BTW, don’t ever let the lying anti-gun/anti-carry propagandists ever get away with spewing their idiocies about how firearms aren’t really an effective way to stop potential criminal behavior. Boldly challenge them in letters to the editor or face-to-face when the opportunity presents itself. For example, each year more violent felons are killed by armed, law-abiding citizens than are killed by all of law enforcement around the nation. So should law enforcement disarm because they aren’t as effective as armed citizens in taking violent felons out of the general population? Of course not. So why should we?

The Carter Justice Department the then growing reality that in 32% of the cases involving an attempted rape, an unarmed woman ends up being raped. Women armed with a knife or a firearm are raped in only 3% of those cases. It’s the anti-gun/anti-carry misogynists who callously engage in the immoral stupidity which ultimately finds it more virtuous for a woman to be raped or murdered than for her to be explaining to a police officer why she had to kill her assailant with a concealed-carry pistol. Anti-gun/anti-carry hoplophobes should be held accountable for what their gunless society idolatry has wrought in a broken and increasingly perilous world. In their “utopia”, criminals will remain armed while the law-abiding are disarmed. What an incredible insanity. What a cruel hoax.

Now I can’t wait to get my carry permit so I’ll never be left holding an empty pistol.

Just sayin’.

Citizen Hank

15 thoughts on “First-person armed citizen! A confrontation in Urbana, IL”
  1. If you place’authority’..and bad laws …before your own safety….even with your’permit’…you will lose….for you have a mindset..that will be terminal….for you…….Semper Fi

  2. if I AM WRONG SOMEONE PLEASE CERRECT ME , IT IS LEGAL TO STORE YOUR GUN AND A LOADED MAGAZINE TOGEATHER SO LONG AS THE MAGAZINE IS NOT IN THE GUN. LOOK UP ILLINOIS LAWS ON TRANSPORTING A FIREARM.

    1. 1. Unloaded.
      2. Enclosed in a case.
      3. Possessor of valid FOID.

      Period. That’s it. You absolutely CAN have that loaded mag in the same “case” as your unloaded firearm. I highly recommend it. (I’d also have a printout of the law in there too … folded up and out of the way of both the gun and the mag)

    2. That is correct. There is no requirement under the IL Supreme Court decision (PEOPLE v. DIGGINS, No. 106367., October 08, 2009, holding that the center console constituted a “case”) to store the ammunition in another “case” (in this instance, the glove box.) The gun itself though must be unloaded. The author could have had his magazine handy right there in the center console along with the gun. In a few months, CCW permit holders will of course be able to keep their guns loaded.

  3. First, glad to hear no one got hurt.

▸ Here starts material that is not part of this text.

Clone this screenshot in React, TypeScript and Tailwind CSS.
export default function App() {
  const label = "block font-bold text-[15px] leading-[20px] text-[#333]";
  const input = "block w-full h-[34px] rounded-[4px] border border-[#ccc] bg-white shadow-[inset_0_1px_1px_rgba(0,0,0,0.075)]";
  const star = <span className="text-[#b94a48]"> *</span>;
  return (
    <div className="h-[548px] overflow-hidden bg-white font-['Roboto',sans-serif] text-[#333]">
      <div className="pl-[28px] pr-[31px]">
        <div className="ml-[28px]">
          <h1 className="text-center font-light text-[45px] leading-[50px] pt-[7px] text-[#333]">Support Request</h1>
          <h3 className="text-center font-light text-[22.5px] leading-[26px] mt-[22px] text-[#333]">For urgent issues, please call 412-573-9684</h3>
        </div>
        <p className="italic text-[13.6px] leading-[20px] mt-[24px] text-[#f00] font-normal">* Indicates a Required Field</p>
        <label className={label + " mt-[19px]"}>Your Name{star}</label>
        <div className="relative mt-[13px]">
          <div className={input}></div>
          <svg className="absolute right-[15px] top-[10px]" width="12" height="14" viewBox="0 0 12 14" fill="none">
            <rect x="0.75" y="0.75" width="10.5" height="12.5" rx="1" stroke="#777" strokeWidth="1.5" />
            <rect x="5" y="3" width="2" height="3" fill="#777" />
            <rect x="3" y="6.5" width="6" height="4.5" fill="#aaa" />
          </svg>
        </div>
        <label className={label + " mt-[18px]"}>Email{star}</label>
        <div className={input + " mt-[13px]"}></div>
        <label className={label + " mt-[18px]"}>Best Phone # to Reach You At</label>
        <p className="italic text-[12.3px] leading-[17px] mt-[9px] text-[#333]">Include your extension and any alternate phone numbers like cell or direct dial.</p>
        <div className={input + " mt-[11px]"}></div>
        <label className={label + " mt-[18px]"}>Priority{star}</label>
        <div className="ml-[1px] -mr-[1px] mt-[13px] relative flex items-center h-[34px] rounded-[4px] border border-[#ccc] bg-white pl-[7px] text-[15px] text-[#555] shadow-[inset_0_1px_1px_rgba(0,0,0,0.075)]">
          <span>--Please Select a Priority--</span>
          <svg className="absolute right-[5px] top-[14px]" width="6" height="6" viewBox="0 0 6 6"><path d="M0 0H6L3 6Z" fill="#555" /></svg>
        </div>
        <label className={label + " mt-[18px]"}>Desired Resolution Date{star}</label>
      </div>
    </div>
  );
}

    Yes, this is a GSL website but it’s worth mentioning again all the escape/evade options that were listed at the end of the post. The (unloaded) gun took center strange when it’s best considered to be your last resort. Also, you’re in a steel-caged 3,000 lb projectile. slowing down was playing right into his hands. if he really had wanted to carjack you, you’d walked right into it– so to speak — when you gave him an opportunity to step in front of your car. I doubt he would’ve done that if you were driving down the road full speed.

    Last comment– did you plan to file a police report? Some states would consider your display of your gun as illegal. Especially if some guy decides to call the police first, saying some Sonata driver was waving a gun in front of an “innocent” pedestrian.

    Thanks for sharing.

    1. A LOT OF GOOD ADVICE THERE IT LOOKS LIKE YOU HAVE BEEN THROUGH A GOOD GUN COURSE,USEING A GUN TO THREATEN SOME CAN GET YOU IN A LOT OF TRUBLE. LIKE YOU SAID 3 THOUSAND POUNDS OF CAR IS A GOOD CHOICE.

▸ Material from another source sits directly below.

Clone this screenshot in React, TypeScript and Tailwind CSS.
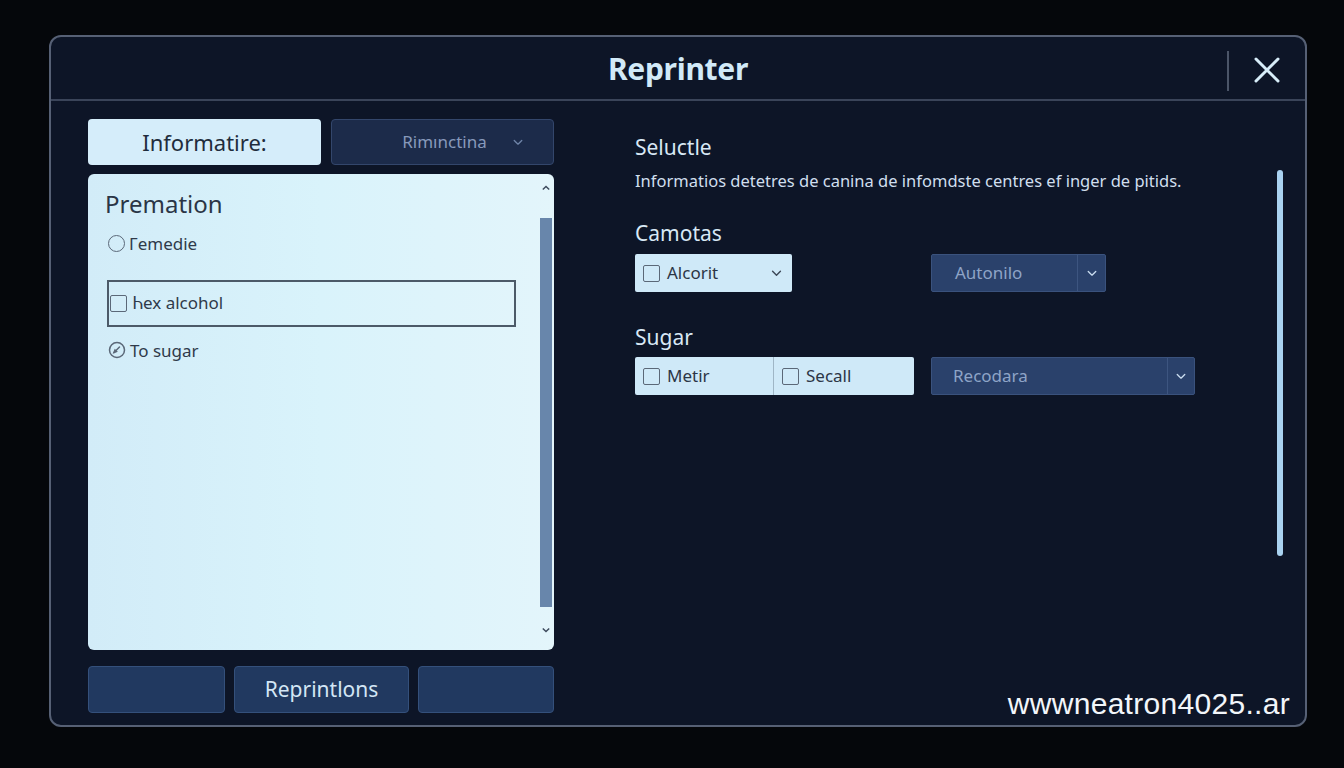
import React from "react";

const font = { fontFamily: '"Noto Sans", "Open Sans", sans-serif' };

function Chevron({ className = "" }: { className?: string }) {
  return (
    <svg viewBox="0 0 12 8" className={className} fill="none" stroke="currentColor" strokeWidth="1.6" strokeLinecap="round" strokeLinejoin="round">
      <path d="M1.5 1.5 L6 6 L10.5 1.5" />
    </svg>
  );
}

function Box({ dark = false }: { dark?: boolean }) {
  return (
    <span
      className={
        "inline-block w-[17px] h-[17px] rounded-[2px] border-[1.5px] " +
        (dark ? "border-[#4d5a6a]" : "border-[#5b6878]")
      }
    />
  );
}

export default function App() {
  return (
    <div className="w-[1344px] h-[768px] bg-[#05070b] pl-[49px] pt-[35px] overflow-hidden" style={font}>
      <div className="relative w-[1258px] h-[692px] rounded-[12px] border-2 border-[#566075] bg-[#0d1527] flex flex-col">
        {/* Header */}
        <div className="h-[64px] shrink-0 border-b-2 border-[#3a4459] flex items-center justify-center relative">
          <div className="text-[30px] font-bold text-[#d2eaf8] tracking-[-0.3px] leading-none mt-[2px]">Reprinter</div>
          <div className="absolute right-[76px] top-[14px] w-[2px] h-[40px] bg-[#4b5568]" />
          <svg className="absolute right-[24px] top-[19px] w-[28px] h-[28px]" viewBox="0 0 28 28" fill="none" stroke="#d7edf9" strokeWidth="3" strokeLinecap="round">
            <path d="M3 3 L25 25 M25 3 L3 25" />
          </svg>
        </div>

        {/* Body */}
        <div className="flex flex-1 pl-[37px] pt-[18px] pb-[12px]">
          {/* Left column */}
          <div className="w-[466px] flex flex-col">
            <div className="flex gap-[10px] h-[46px]">
              <div className="w-[233px] rounded-[4px] bg-[#d5edfa] flex items-center justify-center text-[22px] text-[#1f2c3c]">
                Informatire:
              </div>
              <div className="flex-1 rounded-[4px] bg-[#1c2b4a] border border-[#33466b] flex items-center justify-center gap-[26px] pl-[40px] text-[17px] text-[#8799bb]">
                <span>Rimınctina</span>
                <Chevron className="w-[10px] h-[7px] text-[#6f84a8]" />
              </div>
            </div>

            <div className="mt-[9px] h-[476px] rounded-[6px] bg-gradient-to-r from-[#d2ecf8] via-[#d9f3fb] to-[#e3f5fb] flex">
              <div className="flex-1 pl-[17px] pt-[14px] pr-[23px] flex flex-col">
                <div className="text-[24px] text-[#2a3546] leading-[32px]">Premation</div>
                <div className="mt-[11px] flex items-center gap-[4px] text-[17px] text-[#2f3a4a] pl-[3px]">
                  <span className="inline-block w-[17px] h-[17px] rounded-full border-[1.5px] border-[#5b6878]" />
                  <span>Гemedie</span>
                </div>
                <div className="mt-[23px] h-[47px] border-2 border-[#4c5a68] flex items-center gap-[6px] pl-[1px] text-[17px] text-[#2f3a4a] w-[409px] ml-[2px]">
                  <Box />
                  <span>Ꮒex alcohol</span>
                </div>
                <div className="mt-[11px] flex items-center gap-[4px] text-[17px] text-[#2f3a4a] pl-[3px]">
                  <svg viewBox="0 0 18 18" className="w-[18px] h-[18px]" fill="none" stroke="#5b6878" strokeWidth="1.5">
                    <circle cx="9" cy="9" r="7.5" />
                    <path d="M6 11.5 L11.5 6" strokeLinecap="round" />
                    <path d="M6 11.5 L8.5 10.5 L7 9 Z" fill="#5b6878" />
                  </svg>
                  <span>To sugar</span>
                </div>
              </div>
              {/* Scrollbar */}
              <div className="w-[16px] mr-[1px] flex flex-col items-center">
                <svg viewBox="0 0 10 6" className="w-[8px] h-[6px] mt-[11px]" fill="none" stroke="#3d4a5c" strokeWidth="1.8">
                  <path d="M1 5 L5 1 L9 5" />
                </svg>
                <div className="mt-[27px] w-[12px] h-[389px] bg-[#6886ab]" />
                <svg viewBox="0 0 10 6" className="w-[8px] h-[6px] mt-[20px]" fill="none" stroke="#3d4a5c" strokeWidth="1.8">
                  <path d="M1 1 L5 5 L9 1" />
                </svg>
              </div>
            </div>

            <div className="mt-[16px] flex gap-[9px] h-[47px]">
              <div className="w-[137px] rounded-[4px] bg-[#213960] border border-[#34507b]" />
              <div className="w-[175px] rounded-[4px] bg-[#213960] border border-[#34507b] flex items-center justify-center text-[21px] text-[#d3e6f5]">
                Reprintlons
              </div>
              <div className="flex-1 rounded-[4px] bg-[#213960] border border-[#34507b]" />
            </div>
          </div>

          {/* Right column */}
          <div className="flex-1 flex pl-[81px] pt-[14px]">
            <div className="flex-1 flex flex-col">
              <div className="text-[21px] text-[#d8e8f5] leading-[28px]">Seluctle</div>
              <div className="mt-[9px] text-[16.5px] text-[#d0dfee] leading-[22px]">
                Informatios detetres de canina de infomdste centres ef inger de pitids.
              </div>
              <div className="mt-[27px] text-[21px] text-[#d8e8f5] leading-[28px]">Camotas</div>
              <div className="mt-[7px] flex h-[38px]">
                <div className="w-[157px] rounded-[2px] bg-[#cfe9f8] flex items-center pl-[8px] pr-[10px] gap-[7px] text-[17px] text-[#2c3646]">
                  <Box />
                  <span className="flex-1">Alcorit</span>
                  <Chevron className="w-[11px] h-[7px] text-[#3b4656]" />
                </div>
                <div className="ml-[139px] w-[175px] rounded-[2px] bg-[#2a416b] border border-[#3a527d] flex items-center text-[17px] text-[#8ea4c7]">
                  <span className="flex-1 pl-[23px]">Autonilo</span>
                  <div className="w-[28px] h-full border-l border-[#3d5580] flex items-center justify-center">
                    <Chevron className="w-[10px] h-[7px] text-[#c9dcef]" />
                  </div>
                </div>
              </div>
              <div className="mt-[31px] text-[21px] text-[#d8e8f5] leading-[28px]">Sugar</div>
              <div className="mt-[6px] flex h-[38px]">
                <div className="w-[279px] rounded-[2px] bg-[#cfe9f8] flex text-[17px] text-[#2c3646]">
                  <div className="w-[139px] flex items-center gap-[7px] pl-[8px] border-r border-[#9fb6c6]">
                    <Box />
                    <span>Metir</span>
                  </div>
                  <div className="flex-1 flex items-center gap-[7px] pl-[8px]">
                    <Box />
                    <span>Secall</span>
                  </div>
                </div>
                <div className="ml-[17px] w-[264px] rounded-[2px] bg-[#2a416b] border border-[#3a527d] flex items-center text-[17px] text-[#8ea4c7]">
                  <span className="flex-1 pl-[21px]">Recodara</span>
                  <div className="w-[27px] h-full border-l border-[#3d5580] flex items-center justify-center">
                    <Chevron className="w-[10px] h-[7px] text-[#c9dcef]" />
                  </div>
                </div>
              </div>
            </div>
            {/* Right scrollbar */}
            <div className="w-[6px] mr-[22px] mt-[37px] h-[386px] rounded-full bg-[#a9d2f0]" />
          </div>
        </div>

        {/* Watermark */}
        <div
          className="absolute right-[15px] bottom-[4px] text-[30px] tracking-[0.3px] text-[#f2f6fa] leading-none pb-[2px]"
          style={{ fontFamily: '"Liberation Sans", Arial, sans-serif' }}
        >
          wwwneatron4025..ar
        </div>
      </div>
    </div>
  );
}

  4. The lengths some will go to in order to tout the glorious permit panacea.
    Geeez.

    Hey, an incident might well have taken place and there’s even a lesson point to be made.
    Other commentators point out that even that mark was missed. I suppose maybe the mags wouldn’t “fit”. Uh huh. And what’s with the Sonata love? Lol@275 horses. Meh.

    I’ll leave it at this – this pitch trying to sell permits is comparable to. “If you like your doctor, you can keep your doctor, period.” (If you like your rights, you can keep them,period).

  5. Why slow down? Why roll your window down? Why not go around him at posted speed? Why not call Police?

    1. The best use of this story IS the armchair quarterbacking. YOU did this, HE would have done this? All of us gain from your experience and can think AHEAD of time what WE would do in a similar situation. The more scenarios we have thought through ahead of time, the less we have to adlib when the SHTF.

  6. Thank you for sharing your experience. I’m glad no one was hurt(you especially, I don’t care about scumbags) and you didn’t have to resort to actually using your defense weapon as that could have been a whole new can of worms (i.e., he was turning his life around, he goes to church every Sunday, blah blah blah…)

  7. Getting out of Illinois was the best decision I ever made. I conceal carry and am not raped by 66% tax increases. Illinois is broke and it’s just going to get worse. Get out while you can still get something for your house.

  8. Possible useful information:
    I have one of those 1/4 inch wide rubber bands double wrapped on the grip of my pistol. When I legally transport my weapon the mag is banded to the left side of the grip (I’m a rightie). It keeps the mag and pistol real handy no matter where or what you store it in.

    1. Definitely useful. Anyone invent a contraption where the mag can sit just below the magwell so you can slam it in when needed?